There’s a whole 40-minute YouTube essay that could be made about everything that made La Casa de Papel a farce, only coopting the aesthetic of left-wing, anti-capitalist rhetoric, capitalizing (ha!) on a decade of Eurozone crisis and austerity measures that always favored Spain’s conservative government at the time. But La Casa de Papel, both in its universe and in the real world, was just Europeans roleplaying a revolution through this very dumb, very fun, very sexy, and very bloated spectacle.

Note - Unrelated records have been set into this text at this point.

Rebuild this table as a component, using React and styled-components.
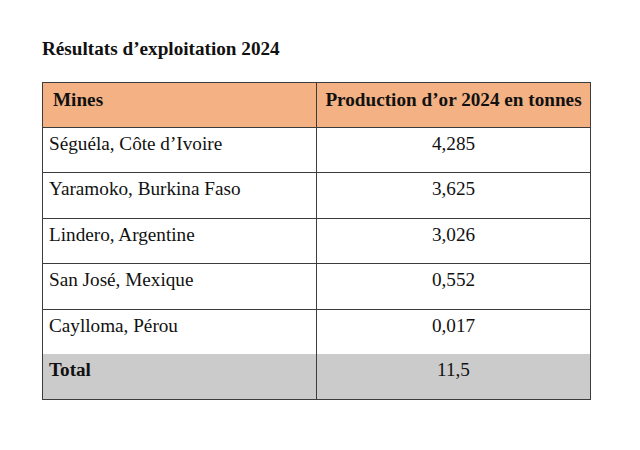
import React from 'react';
import styled, { createGlobalStyle } from 'styled-components';

const GlobalStyle = createGlobalStyle`
  html, body {
    margin: 0;
    background: #ffffff;
  }
  body {
    font-family: "Liberation Serif", "Times New Roman", serif;
    color: #111111;
  }
`;

const Page = styled.div`
  width: 640px;
  height: 450px;
  box-sizing: border-box;
  padding: 38px 0 0 42px;
`;

const Title = styled.h2`
  margin: 0 0 22px;
  font-size: 19.2px;
  line-height: 22px;
  font-weight: bold;
`;

const Table = styled.table`
  width: 549px;
  border-collapse: collapse;
  table-layout: fixed;
  font-size: 19.2px;
  line-height: 22px;
`;

const HeadCell = styled.th`
  height: 45px;
  box-sizing: border-box;
  background: #f4b183;
  border: 1px solid #3c3c3c;
  font-weight: bold;
  text-align: ${(p) => (p.$center ? 'center' : 'left')};
  vertical-align: top;
  padding: 6px ${(p) => (p.$center ? '4px' : '10px')} 0;
`;

const Cell = styled.td`
  height: 45.4px;
  box-sizing: border-box;
  border: 1px solid #3c3c3c;
  border-top: ${(p) => (p.$total ? 'hidden' : '1px solid #3c3c3c')};
  background: ${(p) => (p.$total ? '#cbcbcb' : '#ffffff')};
  font-weight: ${(p) => (p.$bold ? 'bold' : 'normal')};
  text-align: ${(p) => (p.$center ? 'center' : 'left')};
  vertical-align: top;
  padding: 5px 6px 0;
`;

const rows = [
  { mine: 'Séguéla, Côte d’Ivoire', value: '4,285' },
  { mine: 'Yaramoko, Burkina Faso', value: '3,625' },
  { mine: 'Lindero, Argentine', value: '3,026' },
  { mine: 'San José, Mexique', value: '0,552' },
  { mine: 'Caylloma, Pérou', value: '0,017' },
];

export default function App() {
  return (
    <>
      <GlobalStyle />
      <Page>
        <Title>Résultats d’exploitation 2024</Title>
        <Table>
          <thead>
            <tr>
              <HeadCell>Mines</HeadCell>
              <HeadCell $center>Production d’or 2024 en tonnes</HeadCell>
            </tr>
          </thead>
          <tbody>
            {rows.map((r) => (
              <tr key={r.mine}>
                <Cell>{r.mine}</Cell>
                <Cell $center>{r.value}</Cell>
              </tr>
            ))}
            <tr>
              <Cell $total $bold>Total</Cell>
              <Cell $total $center>11,5</Cell>
            </tr>
          </tbody>
        </Table>
      </Page>
    </>
  );
}
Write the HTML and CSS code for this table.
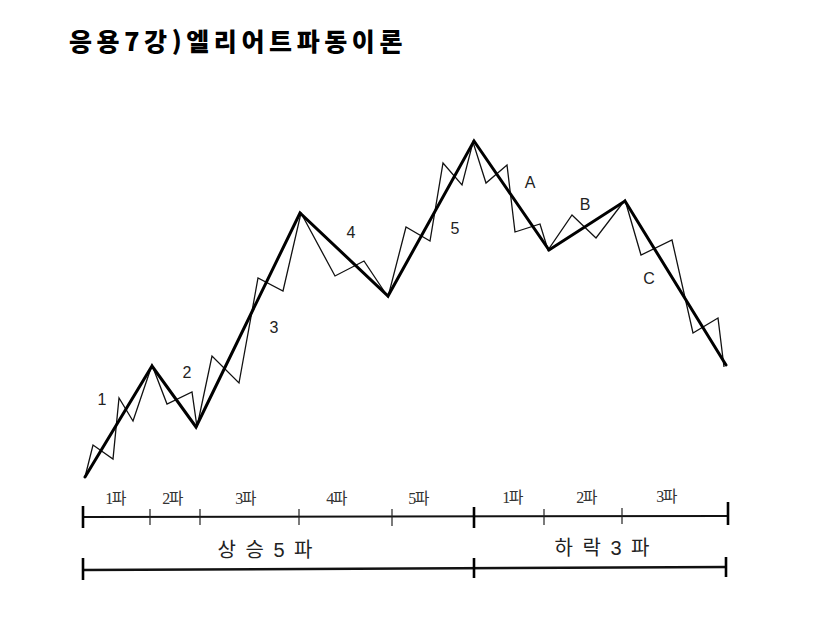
FILE: index.html
```html
<!DOCTYPE html>
<html lang="ko">
<head>
<meta charset="utf-8">
<title>응용7강)엘리어트파동이론</title>
<link rel="stylesheet" href="styles.css">
</head>
<body>
<div class="page">
  <h1 class="title">응용7강)엘리어트파동이론</h1>
  <svg class="chart" width="834" height="544" viewBox="0 80 834 544" xmlns="http://www.w3.org/2000/svg">
    <polyline class="thin" points="85,477 93,445 113,459 119,398 133,421 152,365 167,404 192,392 197,427 212,356 239,383 258,278 283,291 301,213 335,276 364,261 388,297 406,227 430,241 443,163 462,185 473,142 486,183 507,165 515,232 540,224 548,250 572,215 596,238 625,200 641,255 672,240 693,333 718,318 724,367"/>
    <polyline class="thick" points="85,477 152,366 196,427 300,213 388,296 474,141 549,250 625,201 726,365"/>

    <g class="wave">
      <text x="102" y="405">1</text>
      <text x="187" y="378">2</text>
      <text x="274" y="333">3</text>
      <text x="351" y="238">4</text>
      <text x="455" y="234">5</text>
      <text x="530" y="188">A</text>
      <text x="585" y="210">B</text>
      <text x="649" y="284">C</text>
    </g>

    <line class="axis" x1="82" y1="517" x2="729" y2="516"/>
    <line class="tick-major" x1="83" y1="506" x2="83" y2="528"/>
    <line class="tick" x1="150" y1="509" x2="150" y2="525"/>
    <line class="tick" x1="200" y1="509" x2="200" y2="525"/>
    <line class="tick" x1="299" y1="509" x2="299" y2="525"/>
    <line class="tick" x1="392" y1="509" x2="392" y2="526"/>
    <line class="tick-major" x1="474" y1="507" x2="474" y2="528"/>
    <line class="tick" x1="544" y1="509" x2="544" y2="525"/>
    <line class="tick" x1="622" y1="508" x2="622" y2="524"/>
    <line class="tick-major" x1="728" y1="502" x2="728" y2="525"/>

    <g class="seg">
      <text x="115" y="504">1파</text>
      <text x="172" y="504">2파</text>
      <text x="245" y="504">3파</text>
      <text x="336" y="504">4파</text>
      <text x="418" y="504">5파</text>
      <text x="512" y="503">1파</text>
      <text x="586" y="503">2파</text>
      <text x="666" y="502">3파</text>
    </g>

    <line class="axis2" x1="82" y1="570" x2="727" y2="567"/>
    <line class="tick-major" x1="83" y1="558" x2="83" y2="580"/>
    <line class="tick-major" x1="474" y1="558" x2="474" y2="578"/>
    <line class="tick-major" x1="726" y1="557" x2="726" y2="577"/>

    <g class="big">
      <text x="265" y="557">상 승 5 파</text>
      <text x="602" y="555">하 락 3 파</text>
    </g>
  </svg>
</div>
</body>
</html>
```
FILE: styles.css
```css
html, body {
  margin: 0;
  padding: 0;
  background: #ffffff;
}

.page {
  width: 834px;
  height: 624px;
  overflow: hidden;
}

.title {
  margin: 0;
  height: 80px;
  box-sizing: border-box;
  padding: 25px 0 0 69px;
  font-family: "Noto Sans CJK KR", "Liberation Sans", sans-serif;
  font-weight: 900;
  font-size: 25px;
  line-height: 30px;
  letter-spacing: 4.6px;
  color: #000;
}

.chart {
  display: block;
}

.thin {
  fill: none;
  stroke: #111;
  stroke-width: 1.3;
  stroke-linejoin: miter;
}

.thick {
  fill: none;
  stroke: #000;
  stroke-width: 3;
  stroke-linejoin: miter;
  stroke-linecap: round;
}

.wave text {
  font-family: "Liberation Sans", Arial, sans-serif;
  font-size: 16px;
  fill: #222;
  text-anchor: middle;
}

.axis {
  stroke: #111;
  stroke-width: 2;
}

.axis2 {
  stroke: #111;
  stroke-width: 2.5;
}

.tick {
  stroke: #222;
  stroke-width: 1.2;
}

.tick-major {
  stroke: #000;
  stroke-width: 2.6;
}

.seg text {
  font-family: "Liberation Serif", "Noto Sans CJK KR", serif;
  font-size: 16px;
  fill: #333;
  text-anchor: middle;
  letter-spacing: -1.5px;
}

.big text {
  font-family: "Liberation Sans", "Noto Sans CJK KR", sans-serif;
  font-size: 20px;
  fill: #222;
  text-anchor: middle;
  word-spacing: 4px;
}
```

Mostly, it was just a way for the Spanish film industry to prove they could also do a balls-to-the-wall action extravaganza as well as Hollywood.

But South Korea’s industry doesn’t need to prove anything; they have already conquered Hollywood, conquered streaming with their Dramas and they have succeeded at pretty much every genre; they have become the R&D department for the action genre. So once again, I’m interested in where they will take this premise, in a country that has also been dealing with rising inequality and grift … and then went on to choose a neoliberal on steroids because of antifeminism or something.

Money Heist: Korea - Joint Economic Area streams on Netflix on June 24th.